Open quoteConservative politicians and Christians in Australia are learning to speak in tongues - each other's. Last July, Treasurer Peter Costello told an ecstatic congregation of pentecostalists that the country needed "a return to faith and the values on which our society was founded - the values of the Ten Commandments, respect for other people, respect for their property." The same month, Christian and family-values lobby groups, fearful that Labor would derail an amendment barring same-sex marriage, brought 1,100 polite protesters to Parliament House - and secured an instant pledge from the party to fast-track the change. Before the Oct. 9 federal election, Christian groups vigorously, and with some success, promoted "Christian values" candidates in marginal seats. Last week, as Parliament reopened, one of the hottest talking points in Canberra was abortion.

"The conservative Christian voice within the Coalition" is speaking with "increasing confidence and assertiveness," says Marion Maddox, author of the forthcoming God Under Howard. The Wellington-based academic, who's spent a decade tracing the links between religion and politics in Australia, notes that on election night new Liberal M.P. Michael Ferguson told a TV interviewer "that he loved the Lord. I can't really imagine that happening in any previous election." Says Baptist minister Tim Costello, "The prevailing wisdom that was, 'Don't talk about your faith, they'll think you're a religious fanatic,' is over."

Talk about it, and they might even vote for you: the government owes its fourth election win in part to candidates like Ferguson, a 30-year-old former campaigner against gay adoption who snatched Labor's key seat of Bass, in northern Tasmania; Louise Markus, a pentecostalist social worker who captured Greenway, on Sydney's northwestern fringe; and Family First, a three-year-old party of Christians whose second preferences boosted the Coalition vote in several marginal seats. David Marr, author of the anticlerical squib The High Price of Heaven, likely had tongue in cheek when he noted recently that "God is working for the Liberal Party." But that doesn't mean he was wrong.

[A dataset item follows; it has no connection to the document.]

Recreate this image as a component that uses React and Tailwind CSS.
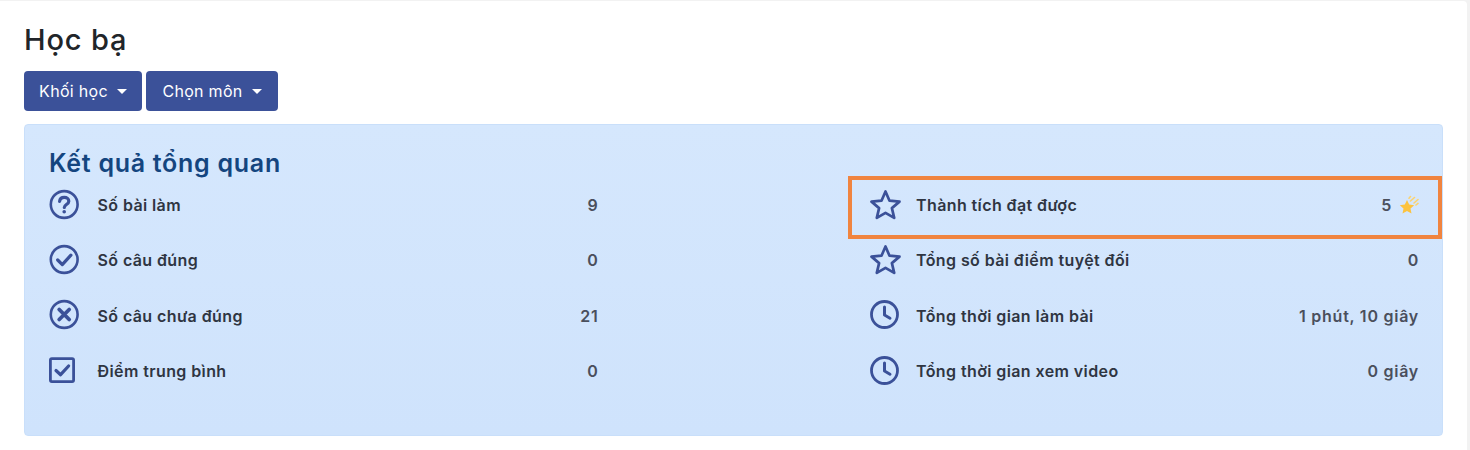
import React from "react";

const Help = () => (
  <svg width="32" height="32" viewBox="0 0 32 32" fill="none" stroke="#3b5199" strokeWidth="2.6" strokeLinecap="round" strokeLinejoin="round">
    <circle cx="16.2" cy="15.5" r="13.4" />
    <path d="M11.6 12.4c.3-2.6 2.2-4 4.7-4 2.6 0 4.5 1.6 4.5 3.8 0 3.2-4.5 3.4-4.5 6.2" strokeWidth="3.2" />
    <circle cx="16.2" cy="22.8" r="1.8" fill="#3b5199" stroke="none" />
  </svg>
);
const Check = () => (
  <svg width="32" height="32" viewBox="0 0 32 32" fill="none" stroke="#3b5199" strokeWidth="2.6" strokeLinecap="round" strokeLinejoin="round">
    <circle cx="16.2" cy="15.5" r="13.4" />
    <path d="M9.7 16l4.6 4.6 8.6-9.4" strokeWidth="3.2" />
  </svg>
);
const Cross = () => (
  <svg width="32" height="32" viewBox="0 0 32 32" fill="none" stroke="#3b5199" strokeWidth="2.6" strokeLinecap="round">
    <circle cx="16.2" cy="15.5" r="13.4" />
    <path d="M11.2 10.5l10 10M21.2 10.5l-10 10" strokeWidth="3.8" />
  </svg>
);
const SquareTick = () => (
  <svg width="32" height="32" viewBox="0 0 32 32" fill="none" stroke="#3b5199" strokeWidth="2.8" strokeLinecap="round" strokeLinejoin="round">
    <rect x="2.4" y="3.6" width="23.2" height="23" rx="1.5" />
    <path d="M8 15.5l4.6 4.2 8-8.7" strokeWidth="3.2" />
  </svg>
);
const Star = () => (
  <svg width="32" height="32" viewBox="0 0 32 32" fill="none" stroke="#3b5199" strokeWidth="2.7" strokeLinejoin="round">
    <path d="M15.5 2.5l4 9.2 10 .9-7.6 6.5 2.3 9.8-8.7-5.1-8.7 5.1 2.3-9.8-7.6-6.5 10-.9z" />
  </svg>
);
const Clock = () => (
  <svg width="32" height="32" viewBox="0 0 32 32" fill="none" stroke="#3b5199" strokeWidth="2.8" strokeLinecap="round" strokeLinejoin="round">
    <circle cx="14.5" cy="15.5" r="13" />
    <path d="M14.5 8V16l5.5 3.2" strokeWidth="3" />
  </svg>
);
const Shooting = () => (
  <svg width="20" height="20" viewBox="0 0 20 20" className="ml-[7px]">
    <path d="M8 5l2.2 4.6 5 .6-3.7 3.3 1 5-4.5-2.6-4.5 2.6 1-5L.8 10.2l5-.6z" fill="#fcc33f" />
    <path d="M11.5 6L15.5 2.5M15 8L19 4.5M17 10l2-1.6M10 3.2L11.5 1.5" stroke="#fcd36e" strokeWidth="1.6" strokeLinecap="round" fill="none" />
  </svg>
);

const Row = ({ icon, label, value, extra, right }) => (
  <div className="flex h-[55.3px] items-center justify-between">
    <div className="flex items-center">
      <div className={right ? "w-[46.5px] shrink-0" : "ml-[-1px] w-[49.5px] shrink-0"}>{icon}</div>
      <span className="pt-px text-[16px] font-semibold tracking-[0.4px] text-[#2f3542]">{label}</span>
    </div>
    <div className="mr-[-1px] flex items-center pt-px text-[16px] font-semibold tracking-[0.75px] text-[#4a4f5c]">
      {value}
      {extra}
    </div>
  </div>
);

const Dropdown = ({ label, width }) => (
  <button className={`flex h-10 ${width} items-center justify-center rounded-[4px] bg-[#3b5199] text-[16px] tracking-[0.3px] text-white`}>
    {label}
    <span className="ml-[9px] h-0 w-0 border-x-[5px] border-t-[5px] border-x-transparent border-t-white" />
  </button>
);

export default function App() {
  return (
    <div className="h-[450px] w-[1470px] bg-[#f2f2f2] pt-px pr-[3px] font-['Inter',sans-serif]">
      <div className="h-[449px] rounded-tr-[4px] bg-white px-6 pt-[20px]">
        <h1 className="text-[29px] leading-[38px] font-medium tracking-[0.85px] text-[#212529]">Học bạ</h1>
        <div className="mt-3 flex gap-1">
          <Dropdown label="Khối học" width="w-[118px]" />
          <Dropdown label="Chọn môn" width="w-[132px]" />
        </div>
        <div className="relative mt-[13px] h-[312px] w-[1419px] rounded-[4px] border border-[#c9dffa] bg-gradient-to-b from-[#d5e7fd] to-[#cfe3fc] px-6 pt-[20px]">
          <h2 className="text-[25px] leading-[36px] font-semibold tracking-[0.72px] text-[#14457f]">Kết quả tổng quan</h2>
          <div className="mt-[-4px] grid grid-cols-2 gap-x-[272px]">
            <div>
              <Row icon={<Help />} label="Số bài làm" value="9" />
              <Row icon={<Check />} label="Số câu đúng" value="0" />
              <Row icon={<Cross />} label="Số câu chưa đúng" value="21" />
              <Row icon={<SquareTick />} label="Điểm trung bình" value="0" />
            </div>
            <div>
              <Row right icon={<Star />} label="Thành tích đạt được" value="5" extra={<Shooting />} />
              <Row right icon={<Star />} label="Tổng số bài điểm tuyệt đối" value="0" />
              <Row right icon={<Clock />} label="Tổng thời gian làm bài" value="1 phút, 10 giây" />
              <Row right icon={<Clock />} label="Tổng thời gian xem video" value="0 giây" />
            </div>
          </div>
          <div className="pointer-events-none absolute top-[51px] left-[823px] h-[63px] w-[594px] border-[4px] border-[#f0843f]" />
        </div>
      </div>
    </div>
  );
}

Australia's conservative Christian vote is tiny. The country is not growing more religious, says Maddox, though regular churchgoers (about 1 in 7 Australians) have always been more likely to vote conservative, and theologically stern churches are growing at the expense of more liberal ones. Clearly, the "Christian values" message - pro-life, anti- drug liberalization and gay marriage - also resonates with voters who'd rather spend Sunday on the couch than on their knees. Steve Fielding, Family First's senator-elect, who counts several non-Christians among his 15 brothers and sisters, is sure of that: "We believe we have an affinity with the silent majority of Australians, people who support family values, helping each other, the traditional values that have stood the test of time."

Those values have been under sustained attack since the late 1960s, says Bill Muehlenberg, vice president of the Australian Family Association. In that rebellious era, "the importance of authority, family, religion were all chucked out in favor of the idea that God is dead, there are no values, we can all create our own right and wrong," says the Baptist theologian. "We've had a good 40 years of that social experiment, and by every indicator - crime, suicide, pornography, drug abuse - it looks like an experiment that's failed."

Christians who resist the anything-goes tide find themselves in a society that will tolerate almost anything but conservative Christians, says Jim Wallace, a retired SAS commander who heads the Australian Christian Lobby. "Until the '60s the influence of the Judeo-Christian ethic was quite strong, and that was very constraining for people with counter-Christian agendas, like the homosexual lobby, the sex industry, the marijuana lobby. They couldn't really get anywhere until they neutralized that influence." As a result, Christians have been "blasted and denigrated to the point where they are reluctant to stick their head above the parapet." A counterattack, says the keen strategist, is overdue: "As a soldier, I know that you have to take the high ground. And the high ground is government." Such talk dismays Lee Rhiannon, a New South Wales Greens M.P. who describes herself as an atheist. "To allow your personal faith to dictate what you do in the political world is very undemocratic," she says. "The religious right are trying to remake parliament and society in their own image." Counters Wallace: "People bring up the line, Don't legislate your morality on me. But every law has a moral component. If it isn't Judeo-Christian morality that is being legislated, it's somebody's morality. There's no vacuum." Says Muehlenberg: "Secular humanism is a faith. It has a right to air its opinions in the public arena. We say, Surely the other side can too."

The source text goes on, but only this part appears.